__BRIEF__
Every line that contains the word "this" should be copied.
======== TASK MATERIAL
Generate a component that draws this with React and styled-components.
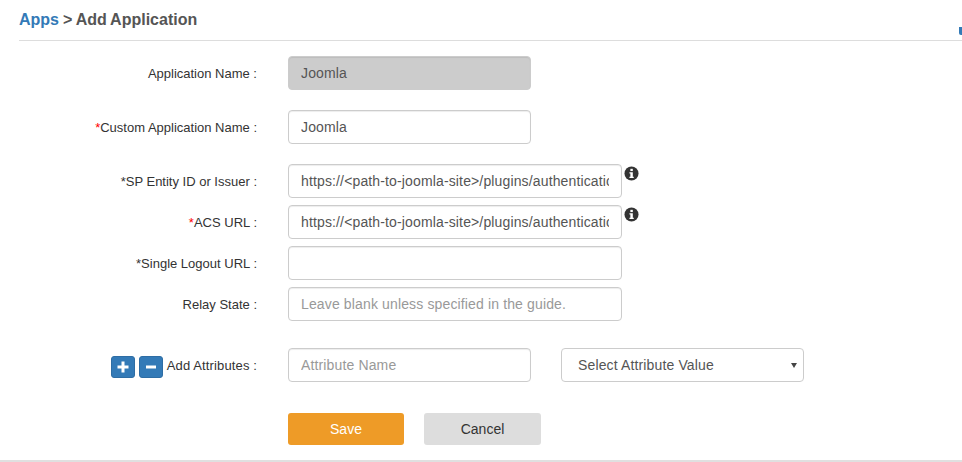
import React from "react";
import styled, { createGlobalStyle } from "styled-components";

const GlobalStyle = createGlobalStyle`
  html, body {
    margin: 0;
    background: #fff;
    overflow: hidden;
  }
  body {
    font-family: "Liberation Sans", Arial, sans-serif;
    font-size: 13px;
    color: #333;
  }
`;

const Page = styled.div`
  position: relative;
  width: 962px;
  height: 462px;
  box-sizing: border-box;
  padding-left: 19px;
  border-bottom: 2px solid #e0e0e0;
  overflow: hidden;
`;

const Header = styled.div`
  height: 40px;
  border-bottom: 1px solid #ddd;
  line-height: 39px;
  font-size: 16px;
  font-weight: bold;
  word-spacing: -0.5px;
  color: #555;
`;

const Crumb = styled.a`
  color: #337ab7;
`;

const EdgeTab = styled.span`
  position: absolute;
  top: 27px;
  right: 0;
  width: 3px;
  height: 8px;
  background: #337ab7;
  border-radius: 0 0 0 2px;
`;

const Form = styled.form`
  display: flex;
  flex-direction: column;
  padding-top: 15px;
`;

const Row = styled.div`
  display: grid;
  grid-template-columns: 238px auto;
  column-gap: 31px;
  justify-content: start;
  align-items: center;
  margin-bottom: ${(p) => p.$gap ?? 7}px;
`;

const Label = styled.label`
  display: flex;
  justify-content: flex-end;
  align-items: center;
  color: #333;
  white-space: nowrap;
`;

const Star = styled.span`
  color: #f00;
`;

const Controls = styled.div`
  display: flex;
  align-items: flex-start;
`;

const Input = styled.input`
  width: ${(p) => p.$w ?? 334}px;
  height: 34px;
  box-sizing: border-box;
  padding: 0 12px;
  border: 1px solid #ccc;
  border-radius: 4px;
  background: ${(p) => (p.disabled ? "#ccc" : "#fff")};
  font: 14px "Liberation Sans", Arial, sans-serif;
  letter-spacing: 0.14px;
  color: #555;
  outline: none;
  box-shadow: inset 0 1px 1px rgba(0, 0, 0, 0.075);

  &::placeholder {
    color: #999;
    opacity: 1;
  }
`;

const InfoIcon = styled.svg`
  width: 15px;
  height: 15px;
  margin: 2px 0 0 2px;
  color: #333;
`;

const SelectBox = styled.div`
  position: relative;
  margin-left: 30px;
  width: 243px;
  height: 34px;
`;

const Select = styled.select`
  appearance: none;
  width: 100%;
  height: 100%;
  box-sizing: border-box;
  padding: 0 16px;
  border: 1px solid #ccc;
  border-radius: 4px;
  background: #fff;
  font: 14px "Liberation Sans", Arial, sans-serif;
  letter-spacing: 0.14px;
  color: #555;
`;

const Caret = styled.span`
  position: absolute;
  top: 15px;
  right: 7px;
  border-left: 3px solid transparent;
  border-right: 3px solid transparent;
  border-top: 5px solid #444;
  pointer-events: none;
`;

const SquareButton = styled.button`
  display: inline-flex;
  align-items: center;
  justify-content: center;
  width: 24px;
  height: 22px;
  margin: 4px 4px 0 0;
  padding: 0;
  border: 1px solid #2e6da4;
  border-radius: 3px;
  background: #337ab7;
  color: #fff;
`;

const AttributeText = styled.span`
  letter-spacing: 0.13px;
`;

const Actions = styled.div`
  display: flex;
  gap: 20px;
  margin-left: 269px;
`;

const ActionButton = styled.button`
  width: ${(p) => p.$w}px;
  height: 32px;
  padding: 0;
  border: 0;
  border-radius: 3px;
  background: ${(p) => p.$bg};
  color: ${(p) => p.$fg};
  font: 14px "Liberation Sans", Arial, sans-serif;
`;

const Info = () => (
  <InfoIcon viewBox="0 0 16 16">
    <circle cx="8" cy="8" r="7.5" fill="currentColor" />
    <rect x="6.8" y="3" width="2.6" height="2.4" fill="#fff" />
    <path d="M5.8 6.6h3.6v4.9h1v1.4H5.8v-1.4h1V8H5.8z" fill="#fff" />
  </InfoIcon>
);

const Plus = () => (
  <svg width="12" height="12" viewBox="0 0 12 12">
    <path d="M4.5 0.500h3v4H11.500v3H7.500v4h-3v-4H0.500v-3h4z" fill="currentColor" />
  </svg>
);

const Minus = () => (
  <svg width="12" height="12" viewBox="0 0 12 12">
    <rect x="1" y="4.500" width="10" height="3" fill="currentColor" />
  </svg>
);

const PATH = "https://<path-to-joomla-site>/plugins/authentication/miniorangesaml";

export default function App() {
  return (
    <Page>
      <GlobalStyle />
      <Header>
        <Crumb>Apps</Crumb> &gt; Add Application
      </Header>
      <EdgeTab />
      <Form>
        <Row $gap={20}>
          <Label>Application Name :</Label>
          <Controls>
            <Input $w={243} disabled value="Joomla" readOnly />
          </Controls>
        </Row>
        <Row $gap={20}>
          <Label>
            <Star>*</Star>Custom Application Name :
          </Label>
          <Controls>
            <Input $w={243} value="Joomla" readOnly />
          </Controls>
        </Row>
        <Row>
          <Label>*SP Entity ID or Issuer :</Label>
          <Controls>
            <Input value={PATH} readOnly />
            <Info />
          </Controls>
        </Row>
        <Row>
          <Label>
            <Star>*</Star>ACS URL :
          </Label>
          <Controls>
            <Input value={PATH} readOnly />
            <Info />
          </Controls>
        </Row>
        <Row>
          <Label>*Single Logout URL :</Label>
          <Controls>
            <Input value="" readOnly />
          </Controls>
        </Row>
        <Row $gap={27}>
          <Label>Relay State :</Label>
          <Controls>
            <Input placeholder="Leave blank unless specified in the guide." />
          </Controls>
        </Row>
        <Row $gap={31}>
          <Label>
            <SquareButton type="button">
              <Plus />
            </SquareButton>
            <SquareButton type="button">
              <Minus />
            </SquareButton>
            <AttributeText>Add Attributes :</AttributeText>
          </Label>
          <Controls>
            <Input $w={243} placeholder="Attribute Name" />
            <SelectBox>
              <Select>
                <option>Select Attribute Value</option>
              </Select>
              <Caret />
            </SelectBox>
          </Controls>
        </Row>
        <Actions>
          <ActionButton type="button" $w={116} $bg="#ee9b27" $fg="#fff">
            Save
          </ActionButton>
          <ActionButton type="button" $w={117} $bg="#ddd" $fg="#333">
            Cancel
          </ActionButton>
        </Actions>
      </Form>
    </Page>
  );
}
================
======== TASK MATERIAL
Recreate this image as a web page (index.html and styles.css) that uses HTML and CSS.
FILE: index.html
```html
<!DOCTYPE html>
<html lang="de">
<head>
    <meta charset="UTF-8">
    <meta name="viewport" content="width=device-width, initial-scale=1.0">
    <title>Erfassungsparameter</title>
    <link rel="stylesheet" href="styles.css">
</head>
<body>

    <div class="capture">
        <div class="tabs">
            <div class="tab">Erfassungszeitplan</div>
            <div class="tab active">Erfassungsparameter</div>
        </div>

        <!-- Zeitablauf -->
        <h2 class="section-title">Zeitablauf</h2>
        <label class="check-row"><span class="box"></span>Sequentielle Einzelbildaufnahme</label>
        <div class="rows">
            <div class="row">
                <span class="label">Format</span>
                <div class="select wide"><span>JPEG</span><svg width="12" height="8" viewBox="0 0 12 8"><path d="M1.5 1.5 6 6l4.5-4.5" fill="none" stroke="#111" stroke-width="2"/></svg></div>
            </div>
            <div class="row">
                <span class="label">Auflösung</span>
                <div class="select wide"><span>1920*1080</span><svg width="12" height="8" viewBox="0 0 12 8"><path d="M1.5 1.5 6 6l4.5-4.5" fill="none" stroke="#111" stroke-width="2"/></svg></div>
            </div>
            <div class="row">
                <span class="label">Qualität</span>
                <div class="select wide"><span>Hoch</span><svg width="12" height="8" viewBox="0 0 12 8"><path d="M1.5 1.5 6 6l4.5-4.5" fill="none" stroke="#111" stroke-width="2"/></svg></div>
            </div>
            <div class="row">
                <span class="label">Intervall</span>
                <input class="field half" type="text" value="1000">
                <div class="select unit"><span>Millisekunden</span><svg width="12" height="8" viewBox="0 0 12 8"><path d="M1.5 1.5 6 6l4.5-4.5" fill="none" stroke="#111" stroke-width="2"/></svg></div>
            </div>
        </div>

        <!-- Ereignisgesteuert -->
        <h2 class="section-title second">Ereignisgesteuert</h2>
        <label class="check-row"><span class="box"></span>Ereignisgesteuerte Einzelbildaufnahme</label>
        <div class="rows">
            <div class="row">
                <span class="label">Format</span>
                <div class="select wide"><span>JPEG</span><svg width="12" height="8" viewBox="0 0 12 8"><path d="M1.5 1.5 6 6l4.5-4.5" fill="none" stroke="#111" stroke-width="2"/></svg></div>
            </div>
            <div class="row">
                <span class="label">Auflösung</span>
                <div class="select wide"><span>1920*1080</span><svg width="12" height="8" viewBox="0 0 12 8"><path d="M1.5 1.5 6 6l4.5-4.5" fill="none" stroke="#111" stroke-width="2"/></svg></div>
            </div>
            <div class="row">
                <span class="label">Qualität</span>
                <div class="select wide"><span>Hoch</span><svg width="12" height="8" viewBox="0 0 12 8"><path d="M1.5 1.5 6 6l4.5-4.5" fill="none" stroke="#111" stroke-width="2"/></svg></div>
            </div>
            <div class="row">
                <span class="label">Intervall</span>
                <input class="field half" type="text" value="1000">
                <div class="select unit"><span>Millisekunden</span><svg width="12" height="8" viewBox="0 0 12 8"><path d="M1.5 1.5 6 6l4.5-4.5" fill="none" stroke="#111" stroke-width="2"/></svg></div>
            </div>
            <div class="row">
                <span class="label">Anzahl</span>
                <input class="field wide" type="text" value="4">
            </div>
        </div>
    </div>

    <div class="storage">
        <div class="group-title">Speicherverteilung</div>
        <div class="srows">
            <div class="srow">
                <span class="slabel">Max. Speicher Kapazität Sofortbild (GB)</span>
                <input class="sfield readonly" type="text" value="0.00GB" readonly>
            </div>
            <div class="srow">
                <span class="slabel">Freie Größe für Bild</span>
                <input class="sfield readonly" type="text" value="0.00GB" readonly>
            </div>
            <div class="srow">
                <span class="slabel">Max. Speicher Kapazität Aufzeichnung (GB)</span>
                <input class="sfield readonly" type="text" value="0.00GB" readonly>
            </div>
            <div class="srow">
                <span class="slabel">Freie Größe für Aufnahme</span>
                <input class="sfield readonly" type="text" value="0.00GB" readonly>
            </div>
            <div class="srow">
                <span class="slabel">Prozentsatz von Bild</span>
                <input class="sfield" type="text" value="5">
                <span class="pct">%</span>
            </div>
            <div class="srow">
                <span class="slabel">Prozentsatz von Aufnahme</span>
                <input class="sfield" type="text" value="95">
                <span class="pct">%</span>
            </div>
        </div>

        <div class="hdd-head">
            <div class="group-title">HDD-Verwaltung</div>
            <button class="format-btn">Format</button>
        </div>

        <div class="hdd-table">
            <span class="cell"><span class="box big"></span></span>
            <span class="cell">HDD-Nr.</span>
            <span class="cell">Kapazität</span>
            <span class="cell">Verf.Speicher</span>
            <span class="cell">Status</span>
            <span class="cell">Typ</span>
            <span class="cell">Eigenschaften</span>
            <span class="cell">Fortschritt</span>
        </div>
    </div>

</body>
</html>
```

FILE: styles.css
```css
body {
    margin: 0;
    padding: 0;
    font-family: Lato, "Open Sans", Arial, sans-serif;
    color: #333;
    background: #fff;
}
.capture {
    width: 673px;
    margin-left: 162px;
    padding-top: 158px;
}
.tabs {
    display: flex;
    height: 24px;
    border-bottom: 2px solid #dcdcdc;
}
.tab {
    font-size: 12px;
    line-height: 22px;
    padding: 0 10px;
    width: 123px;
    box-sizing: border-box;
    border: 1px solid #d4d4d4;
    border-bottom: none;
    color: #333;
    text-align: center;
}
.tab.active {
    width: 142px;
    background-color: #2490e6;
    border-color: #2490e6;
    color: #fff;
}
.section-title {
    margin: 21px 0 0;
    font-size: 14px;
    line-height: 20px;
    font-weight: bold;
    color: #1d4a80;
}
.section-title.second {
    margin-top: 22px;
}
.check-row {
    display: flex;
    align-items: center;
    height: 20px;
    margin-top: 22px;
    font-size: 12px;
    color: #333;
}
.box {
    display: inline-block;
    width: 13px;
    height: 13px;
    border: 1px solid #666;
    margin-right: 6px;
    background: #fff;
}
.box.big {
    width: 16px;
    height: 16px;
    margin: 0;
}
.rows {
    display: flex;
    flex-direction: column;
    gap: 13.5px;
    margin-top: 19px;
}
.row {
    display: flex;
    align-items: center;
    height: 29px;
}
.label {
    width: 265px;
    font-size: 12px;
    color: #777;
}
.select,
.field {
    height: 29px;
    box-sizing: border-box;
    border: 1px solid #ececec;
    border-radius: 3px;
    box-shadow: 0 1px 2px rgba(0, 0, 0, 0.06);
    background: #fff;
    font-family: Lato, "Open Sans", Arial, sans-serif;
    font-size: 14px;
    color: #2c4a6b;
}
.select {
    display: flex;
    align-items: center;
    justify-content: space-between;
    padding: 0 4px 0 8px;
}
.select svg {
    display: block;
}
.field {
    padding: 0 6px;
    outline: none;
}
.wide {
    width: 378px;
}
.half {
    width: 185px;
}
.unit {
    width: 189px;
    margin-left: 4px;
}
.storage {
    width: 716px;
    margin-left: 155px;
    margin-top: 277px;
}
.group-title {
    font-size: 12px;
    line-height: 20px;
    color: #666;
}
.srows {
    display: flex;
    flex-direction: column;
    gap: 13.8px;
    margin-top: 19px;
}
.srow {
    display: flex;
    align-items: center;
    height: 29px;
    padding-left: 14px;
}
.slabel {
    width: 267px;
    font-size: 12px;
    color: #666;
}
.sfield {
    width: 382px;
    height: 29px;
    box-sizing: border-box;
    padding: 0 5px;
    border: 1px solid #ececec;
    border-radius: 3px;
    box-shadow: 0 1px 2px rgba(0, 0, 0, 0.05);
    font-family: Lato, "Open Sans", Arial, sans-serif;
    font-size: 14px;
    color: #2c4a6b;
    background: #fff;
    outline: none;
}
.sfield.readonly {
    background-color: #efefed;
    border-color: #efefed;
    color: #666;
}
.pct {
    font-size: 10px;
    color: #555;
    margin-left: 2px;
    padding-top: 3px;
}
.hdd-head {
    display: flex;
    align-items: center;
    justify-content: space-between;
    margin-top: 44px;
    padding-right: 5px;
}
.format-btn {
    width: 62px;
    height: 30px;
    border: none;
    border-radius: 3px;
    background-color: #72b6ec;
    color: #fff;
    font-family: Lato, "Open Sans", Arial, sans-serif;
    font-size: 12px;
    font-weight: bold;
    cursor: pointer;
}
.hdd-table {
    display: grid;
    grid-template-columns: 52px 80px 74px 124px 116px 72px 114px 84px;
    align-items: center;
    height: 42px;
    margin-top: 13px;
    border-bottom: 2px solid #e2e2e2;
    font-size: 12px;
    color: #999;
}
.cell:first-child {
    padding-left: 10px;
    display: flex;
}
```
================
__OUTPUT BELOW__
Generate a component that draws this with React and styled-components.
Recreate this image as a web page (index.html and styles.css) that uses HTML and CSS.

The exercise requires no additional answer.